• RAW DATA:
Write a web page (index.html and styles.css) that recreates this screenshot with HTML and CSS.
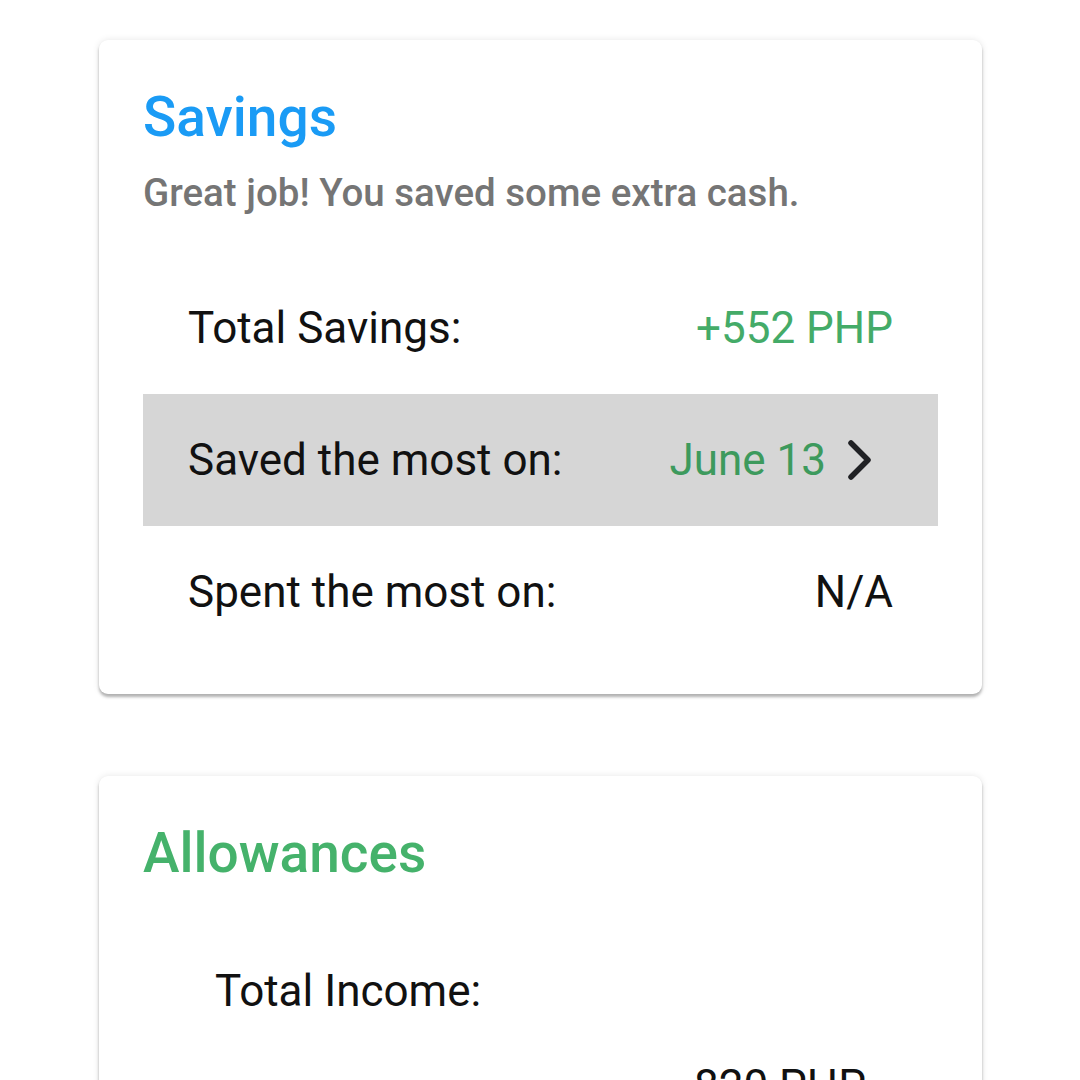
FILE: index.html
```html
<!DOCTYPE html>
<html>
<head>
<meta charset="utf-8">
<link rel="stylesheet" href="styles.css">
</head>
<body>
<main class="page">
  <section class="card card-savings">
    <h1 class="title title-blue">Savings</h1>
    <p class="subtitle">Great job! You saved some extra cash.</p>
    <div class="rows">
      <div class="row">
        <span class="label">Total Savings:</span>
        <span class="value value-green">+552 PHP</span>
      </div>
      <div class="row row-active">
        <span class="label">Saved the most on:</span>
        <span class="value value-link">June 13
          <svg class="chev" width="28" height="44" viewBox="0 0 28 44"><path d="M5 5 L22 22 L5 39" fill="none" stroke="#202124" stroke-width="5.5" stroke-linecap="round" stroke-linejoin="round"/></svg>
        </span>
      </div>
      <div class="row">
        <span class="label">Spent the most on:</span>
        <span class="value">N/A</span>
      </div>
    </div>
  </section>

  <section class="card card-allow">
    <h1 class="title title-green">Allowances</h1>
    <div class="income">
      <div class="income-label">Total Income:</div>
      <div class="income-value">820 PHP</div>
    </div>
  </section>
</main>
</body>
</html>
```

FILE: styles.css
```css
html, body {
  margin: 0;
  padding: 0;
  background: #ffffff;
}
body {
  font-family: Roboto, "Noto Sans", "Liberation Sans", sans-serif;
  color: #111111;
  height: 1080px;
  overflow: hidden;
}
.page {
  padding: 40px 98px 0 99px;
  display: flex;
  flex-direction: column;
  gap: 82px;
}
.card {
  background: #ffffff;
  border-radius: 9px;
  box-shadow: 0 3px 3px rgba(0,0,0,0.28), 0 0 7px rgba(0,0,0,0.10);
}
.card-savings {
  padding: 45px 44px 36px 44px;
}
.title {
  margin: 0;
  font-size: 55px;
  font-weight: 500;
  line-height: 64px;
}
.title-blue { color: #1a9bf5; }
.title-green { color: #45b26b; }
.subtitle {
  margin: 21px 0 0 0;
  font-size: 38.5px;
  font-weight: 500;
  line-height: 45px;
  color: #757575;
}
.rows {
  margin-top: 47px;
  display: flex;
  flex-direction: column;
}
.row {
  height: 132px;
  padding: 0 45px;
  display: flex;
  align-items: center;
  justify-content: space-between;
  font-size: 44px;
}
.row-active {
  background: #d6d6d6;
}
.label { color: #111111; }
.value { color: #111111; display: flex; align-items: center; }
.value-green { color: #44ab68; }
.value-link { color: #3d9a5d; }
.chev {
  margin-left: 20px;
  margin-right: 19px;
}
.card-allow {
  padding: 45px 44px 60px 44px;
}
.income {
  margin-top: 80px;
  padding: 0 72px;
  font-size: 44px;
}
.income-label {
  line-height: 52px;
}
.income-value {
  margin-top: 43px;
  text-align: right;
  line-height: 52px;
}
```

• WORK TO DO: Only the number is wanted: how many lines of the data contain the word "page"?

• ANSWER TO THIS TASK: 3